__Data__:
--------------------------------
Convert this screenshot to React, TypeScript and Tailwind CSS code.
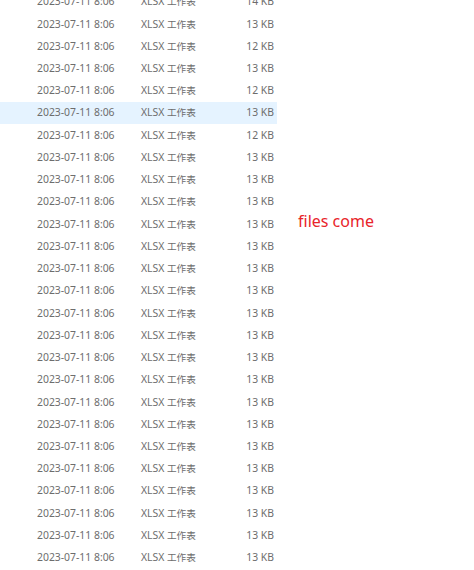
import React from 'react'

const sizes = [14, 13, 12, 13, 12, 13, 12, 13, 13, 13, 13, 13, 13, 13, 13, 13, 13, 13, 13, 13, 13, 13, 13, 13, 13, 13]

export default function App() {
  return (
    <div
      className="relative w-[474px] h-[570px] overflow-hidden bg-white"
      style={{ fontFamily: '"Noto Sans", "Noto Sans CJK SC", sans-serif' }}
    >
      <div className="-mt-[9px] flex flex-col">
        {sizes.map((s, i) => (
          <div
            key={i}
            className={`flex items-center h-[22.24px] w-[277px] text-[10.4px] text-[#6d6d6d] ${
              i === 5 ? 'bg-[#e5f3ff]' : ''
            }`}
          >
            <span className="ml-[37px] w-[104px] whitespace-nowrap">2023-07-11 8:06</span>
            <span className="w-[80px] whitespace-nowrap">
              XLSX <span className="text-[9.6px]">工作表</span>
            </span>
            <span className="flex-1 text-right pr-[3px] whitespace-nowrap">{s} KB</span>
          </div>
        ))}
      </div>
      <div className="absolute left-[298px] top-[209px] text-[16px] text-[#e8242a]">files come</div>
    </div>
  )
}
--------------------------------
__What this task involves__: Everything from the first line to the line with "13, 13, 13]" must be repeated exactly, and nothing else. Leave the pictures out.

__Written response__:
Convert this screenshot to React, TypeScript and Tailwind CSS code.
import React from 'react'

const sizes = [14, 13, 12, 13, 12, 13, 12, 13, 13, 13, 13, 13, 13, 13, 13, 13, 13, 13, 13, 13, 13, 13, 13, 13, 13, 13]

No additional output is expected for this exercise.